**Task directions:** Nothing in the data should change when you return it, but leave the pictures out.

○ ○ ○ ○

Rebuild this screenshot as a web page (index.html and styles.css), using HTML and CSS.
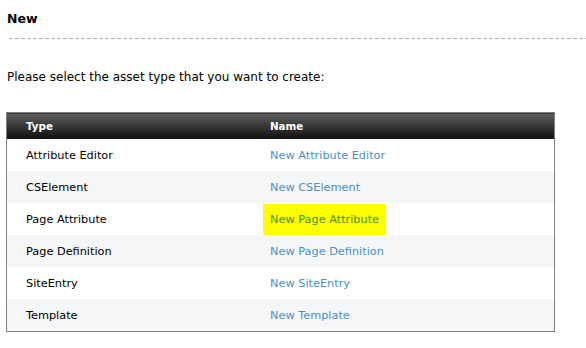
FILE: index.html
```html
<!DOCTYPE html>
<html lang="en">
<head>
    <meta charset="UTF-8">
    <title>New</title>
    <link rel="stylesheet" href="styles.css">
</head>
<body>
    <div class="page">
        <h2 class="title">New</h2>
        <div class="divider"></div>
        <p class="intro">Please select the asset type that you want to create:</p>
        <table class="assets">
            <thead>
                <tr>
                    <th class="col-type">Type</th>
                    <th>Name</th>
                </tr>
            </thead>
            <tbody>
                <tr>
                    <td>Attribute Editor</td>
                    <td><a href="#">New Attribute Editor</a></td>
                </tr>
                <tr>
                    <td>CSElement</td>
                    <td><a href="#">New CSElement</a></td>
                </tr>
                <tr>
                    <td>Page Attribute</td>
                    <td><a href="#" class="highlight">New Page Attribute</a></td>
                </tr>
                <tr>
                    <td>Page Definition</td>
                    <td><a href="#">New Page Definition</a></td>
                </tr>
                <tr>
                    <td>SiteEntry</td>
                    <td><a href="#">New SiteEntry</a></td>
                </tr>
                <tr>
                    <td>Template</td>
                    <td><a href="#">New Template</a></td>
                </tr>
            </tbody>
        </table>
    </div>
</body>
</html>
```

FILE: styles.css
```css
body {
    margin: 0;
    background: #fff;
    font-family: "DejaVu Sans", Verdana, sans-serif;
    font-size: 12px;
    color: #000;
}

.page {
    padding: 11px 0 0 6px;
}

.title {
    margin: 0 0 0 1px;
    font-size: 12.5px;
    font-weight: bold;
    line-height: 16px;
}

.divider {
    margin: 11px 0 0 3px;
    height: 1px;
    background-image: linear-gradient(to right, #b4b4b4 4px, transparent 4px);
    background-size: 6px 1px;
}

.intro {
    margin: 31px 0 0 1px;
    line-height: 14px;
}

.assets {
    margin-top: 28px;
    width: 549px;
    border-collapse: collapse;
    border: 1px solid #7f7f7f;
    font-size: 11.3px;
}

.assets th {
    height: 26px;
    padding: 0 0 0 19px;
    text-align: left;
    color: #fff;
    font-size: 10.3px;
    font-weight: bold;
    background: linear-gradient(to bottom, #5e5e5e, #1a1a1a 85%, #111);
}

.assets .col-type {
    width: 225px;
}

.assets td {
    height: 32px;
    padding: 0 0 0 19px;
}

.assets tbody tr:nth-child(even) td {
    background: #f5f6f8;
}

.assets a {
    color: #4a90c8;
    text-decoration: none;
}

.assets a.highlight {
    display: inline-block;
    margin-left: -7px;
    padding: 9px 7px;
    background: #ffff00;
    color: #4a9000;
}
```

○ ○ ○ ○

**Complete output:**
Rebuild this screenshot as a web page (index.html and styles.css), using HTML and CSS.
FILE: index.html
```html
<!DOCTYPE html>
<html lang="en">
<head>
    <meta charset="UTF-8">
    <title>New</title>
    <link rel="stylesheet" href="styles.css">
</head>
<body>
    <div class="page">
        <h2 class="title">New</h2>
        <div class="divider"></div>
        <p class="intro">Please select the asset type that you want to create:</p>
        <table class="assets">
            <thead>
                <tr>
                    <th class="col-type">Type</th>
                    <th>Name</th>
                </tr>
            </thead>
            <tbody>
                <tr>
                    <td>Attribute Editor</td>
                    <td><a href="#">New Attribute Editor</a></td>
                </tr>
                <tr>
                    <td>CSElement</td>
                    <td><a href="#">New CSElement</a></td>
                </tr>
                <tr>
                    <td>Page Attribute</td>
                    <td><a href="#" class="highlight">New Page Attribute</a></td>
                </tr>
                <tr>
                    <td>Page Definition</td>
                    <td><a href="#">New Page Definition</a></td>
                </tr>
                <tr>
                    <td>SiteEntry</td>
                    <td><a href="#">New SiteEntry</a></td>
                </tr>
                <tr>
                    <td>Template</td>
                    <td><a href="#">New Template</a></td>
                </tr>
            </tbody>
        </table>
    </div>
</body>
</html>
```

FILE: styles.css
```css
body {
    margin: 0;
    background: #fff;
    font-family: "DejaVu Sans", Verdana, sans-serif;
    font-size: 12px;
    color: #000;
}

.page {
    padding: 11px 0 0 6px;
}

.title {
    margin: 0 0 0 1px;
    font-size: 12.5px;
    font-weight: bold;
    line-height: 16px;
}

.divider {
    margin: 11px 0 0 3px;
    height: 1px;
    background-image: linear-gradient(to right, #b4b4b4 4px, transparent 4px);
    background-size: 6px 1px;
}

.intro {
    margin: 31px 0 0 1px;
    line-height: 14px;
}

.assets {
    margin-top: 28px;
    width: 549px;
    border-collapse: collapse;
    border: 1px solid #7f7f7f;
    font-size: 11.3px;
}

.assets th {
    height: 26px;
    padding: 0 0 0 19px;
    text-align: left;
    color: #fff;
    font-size: 10.3px;
    font-weight: bold;
    background: linear-gradient(to bottom, #5e5e5e, #1a1a1a 85%, #111);
}

.assets .col-type {
    width: 225px;
}

.assets td {
    height: 32px;
    padding: 0 0 0 19px;
}

.assets tbody tr:nth-child(even) td {
    background: #f5f6f8;
}

.assets a {
    color: #4a90c8;
    text-decoration: none;
}

.assets a.highlight {
    display: inline-block;
    margin-left: -7px;
    padding: 9px 7px;
    background: #ffff00;
    color: #4a9000;
}
```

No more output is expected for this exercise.